Subjects: Coalition cuts to services and infrastructure; Labor's Federal Election commitments;
Charter of Budget Honesty.

DAVID SPEERS: I'm joined by Labor's campaign spokesman and the Minister for Superannuation and
Financial Services, Chris Bowen. Minister, thanks for joining us.

CHRIS BOWEN: Pleasure, David.

SPEERS: Do you now acknowledge at the very least that Labor is the bigger spender heading into this

BOWEN: No, I don't. Today the Treasurer, Lindsay Tanner and I released our rules in terms of Budget
spending during this campaign. We will pay for every commitment we make over the forward estimates
and we will provide regular updates on that.
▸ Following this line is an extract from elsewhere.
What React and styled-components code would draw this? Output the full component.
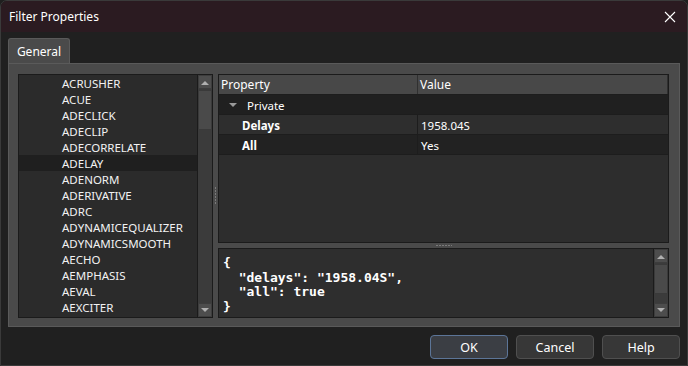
import React from 'react';
import styled, { createGlobalStyle } from 'styled-components';

const GlobalStyle = createGlobalStyle`
  html, body {
    margin: 0;
    padding: 0;
    background: #1f1f1f;
  }
  body {
    font-family: "Noto Sans", "Open Sans", sans-serif;
    font-size: 11.5px;
    color: #f2f2f2;
  }
`;

const Window = styled.div`
  width: 688px;
  height: 366px;
  box-sizing: border-box;
  background: #202020;
  border: 1px solid #3a3a3a;
  border-radius: 7px 7px 0 0;
  overflow: hidden;
  display: flex;
  flex-direction: column;
`;

const TitleBar = styled.div`
  height: 31px;
  flex: none;
  background: #2b1b21;
  display: flex;
  align-items: center;
  justify-content: space-between;
  padding: 0 5px 0 8px;
  font-size: 12px;
  color: #fff;
`;

const CloseButton = styled.div`
  width: 24px;
  height: 24px;
  display: flex;
  align-items: center;
  justify-content: center;
`;

const Body = styled.div`
  flex: 1;
  display: flex;
  flex-direction: column;
  padding: 6px 7px 7px 7px;
`;

const TabRow = styled.div`
  display: flex;
  height: 25px;
`;

const Tab = styled.div`
  width: 62px;
  box-sizing: border-box;
  background: #4a4a4a;
  border: 1px solid #5a5a5a;
  border-bottom: none;
  border-radius: 3px 3px 0 0;
  display: flex;
  align-items: center;
  justify-content: center;
  padding-top: 1px;
  font-size: 12px;
  color: #fff;
`;

const Panel = styled.div`
  height: 264px;
  box-sizing: border-box;
  background: #4a4a4a;
  border: 1px solid #5a5a5a;
  padding: 10px 10px 8px 9px;
  display: flex;
`;

const ListBox = styled.div`
  width: 195px;
  box-sizing: border-box;
  border: 1px solid #1b1b1b;
  background: #2b2b2b;
  display: flex;
`;

const ListItems = styled.div`
  flex: 1;
  overflow: hidden;
`;

const ListItem = styled.div`
  height: 16px;
  line-height: 17px;
  padding-left: 43px;
  background: ${(p) => (p.$selected ? '#1f1f1f' : 'transparent')};
  white-space: nowrap;
`;

const ScrollBar = styled.div`
  width: 14px;
  background: #3b3b3b;
  display: flex;
  flex-direction: column;
  border-left: 1px solid #1b1b1b;
`;

const ScrollButton = styled.div`
  height: 14px;
  flex: none;
  box-sizing: border-box;
  background: #4d4d4d;
  border: 1px solid #3d3d3d;
  display: flex;
  align-items: center;
  justify-content: center;
`;

const Thumb = styled.div`
  height: ${(p) => p.$size}px;
  flex: none;
  margin-top: 1px;
  box-sizing: border-box;
  background: #4a4a4a;
  border: 1px solid #3a3a3a;
  border-radius: 1px;
`;

const Track = styled.div`
  flex: 1;
`;

const VSplitter = styled.div`
  width: 5px;
  display: flex;
  align-items: center;
  justify-content: center;
`;

const VGrip = styled.div`
  width: 1px;
  height: 18px;
  background: repeating-linear-gradient(to bottom, #7a7a7a 0 2px, transparent 2px 3px);
`;

const RightColumn = styled.div`
  flex: 1;
  display: flex;
  flex-direction: column;
`;

const Grid = styled.div`
  height: 169px;
  box-sizing: border-box;
  border: 1px solid #1b1b1b;
  background: #2d2d2d;
`;

const GridRow = styled.div`
  display: grid;
  grid-template-columns: 199px 1fr;
  height: 20px;
  background: ${(p) => p.$bg};
  border-bottom: 1px solid #1d1d1d;
  box-sizing: border-box;
`;

const HeaderCell = styled.div`
  display: flex;
  align-items: center;
  padding-left: 2px;
  background: #484848;
  border-right: 1px solid #303030;
  font-size: 12px;
  color: #fff;
`;

const Cell = styled.div`
  display: flex;
  align-items: center;
  padding-top: 1px;
  padding-left: ${(p) => p.$indent || 3}px;
  font-weight: ${(p) => (p.$bold ? 700 : 400)};
  color: #fff;
  border-right: ${(p) => (p.$divider ? '1px solid #1d1d1d' : 'none')};
`;

const Caret = styled.span`
  width: 0;
  height: 0;
  border-left: 4px solid transparent;
  border-right: 4px solid transparent;
  border-top: 4px solid #9a9a9a;
  margin: 0 10px 0 7px;
`;

const HSplitter = styled.div`
  height: 5px;
  display: flex;
  align-items: center;
  justify-content: center;
`;

const HGrip = styled.div`
  width: 16px;
  height: 1px;
  background: repeating-linear-gradient(to right, #7a7a7a 0 2px, transparent 2px 3px);
`;

const CodeBox = styled.div`
  flex: 1;
  box-sizing: border-box;
  border: 1px solid #1b1b1b;
  background: #2e2e2e;
  display: flex;
`;

const Code = styled.pre`
  flex: 1;
  margin: 0;
  padding: 7px 0 0 4px;
  font-family: "DejaVu Sans Mono", "Liberation Mono", monospace;
  font-weight: 700;
  font-size: 13px;
  line-height: 14.6px;
  color: #fff;
`;

const ButtonRow = styled.div`
  display: flex;
  justify-content: flex-end;
  gap: 8px;
  margin-top: 8px;
`;

const Button = styled.button`
  width: 78px;
  height: 24px;
  box-sizing: border-box;
  background: ${(p) => (p.$primary ? '#3b3e44' : '#373737')};
  border: 1px solid ${(p) => (p.$primary ? '#5c7598' : '#4f4f4f')};
  border-radius: 4px;
  color: #fff;
  font-family: "Noto Sans", "Open Sans", sans-serif;
  font-size: 12.5px;
  padding: 0;
`;

const Arrow = ({ up }) => (
  <svg width="8" height="5" viewBox="0 0 8 5">
    <path d={up ? 'M0 5 L4 1 L8 5 Z' : 'M0 0 L4 4 L8 0 Z'} fill="#b0b0b0" />
  </svg>
);

const VScroll = ({ thumb }) => (
  <ScrollBar>
    <ScrollButton><Arrow up /></ScrollButton>
    <Thumb $size={thumb} />
    <Track />
    <ScrollButton><Arrow /></ScrollButton>
  </ScrollBar>
);

const filters = [
  'ACRUSHER', 'ACUE', 'ADECLICK', 'ADECLIP', 'ADECORRELATE', 'ADELAY',
  'ADENORM', 'ADERIVATIVE', 'ADRC', 'ADYNAMICEQUALIZER', 'ADYNAMICSMOOTH',
  'AECHO', 'AEMPHASIS', 'AEVAL', 'AEXCITER',
];

const json = `{
  "delays": "1958.04S",
  "all": true
}`;

const App = () => (
  <Window>
    <GlobalStyle />
    <TitleBar>
      <span>Filter Properties</span>
      <CloseButton>
        <svg width="12" height="12" viewBox="0 0 12 12">
          <path d="M1 1 L11 11 M11 1 L1 11" stroke="#fff" strokeWidth="1.1" />
        </svg>
      </CloseButton>
    </TitleBar>
    <Body>
      <TabRow>
        <Tab>General</Tab>
      </TabRow>
      <Panel>
        <ListBox>
          <ListItems>
            {filters.map((f) => (
              <ListItem key={f} $selected={f === 'ADELAY'}>{f}</ListItem>
            ))}
          </ListItems>
          <VScroll thumb={40} />
        </ListBox>
        <VSplitter><VGrip /></VSplitter>
        <RightColumn>
          <Grid>
            <GridRow $bg="#484848">
              <HeaderCell>Property</HeaderCell>
              <HeaderCell>Value</HeaderCell>
            </GridRow>
            <GridRow $bg="#202020">
              <Cell $indent={0}><Caret />Private</Cell>
              <Cell />
            </GridRow>
            <GridRow $bg="#2e2e2e">
              <Cell $indent={23} $bold $divider>Delays</Cell>
              <Cell>1958.04S</Cell>
            </GridRow>
            <GridRow $bg="#222222">
              <Cell $indent={23} $bold $divider>All</Cell>
              <Cell>Yes</Cell>
            </GridRow>
          </Grid>
          <HSplitter><HGrip /></HSplitter>
          <CodeBox>
            <Code>{json}</Code>
            <VScroll thumb={30} />
          </CodeBox>
        </RightColumn>
      </Panel>
      <ButtonRow>
        <Button $primary>OK</Button>
        <Button>Cancel</Button>
        <Button>Help</Button>
      </ButtonRow>
    </Body>
  </Window>
);

export default App;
SPEERS: But the Coalition is promising to slash billions of dollars in spending. You haven't saved
a cent yet.

BOWEN: Well, no, over the last three years, we've saved $83 billion as part of our Budget
processes. That's been a very rigorous process that we've engaged in in Government.

SPEERS: But Tony Abbott's cuts are on top of that.

BOWEN: Well, a lot of these cuts are rubbery. I mean, this just shows how little the Opposition
understands economics and understands fiscal strategy.

SPEERS: What's rubbery?

BOWEN: Well, they're claiming the NBN cuts, for example, which is a capital cut. They've claimed
that as a recurrent cut. They're claiming the privatisation of Medibank, for example. So these are
one-off cuts. These are one-off cuts and they're also claiming cuts of things that we are funding
through the Minerals Resource Rent Tax.

SPEERS: But on the NBN, they're saving money by not retraining Telstra workers.

BOWEN: Well, no, but they're also cutting the whole program. Now, we say, firstly, that's wrong.
They shouldn't cut the whole program; it's very important in terms of taking Australia forward. But
it's also a capital cut. It's a one-off.

SPEERS: But you're saving interest by not spending that money.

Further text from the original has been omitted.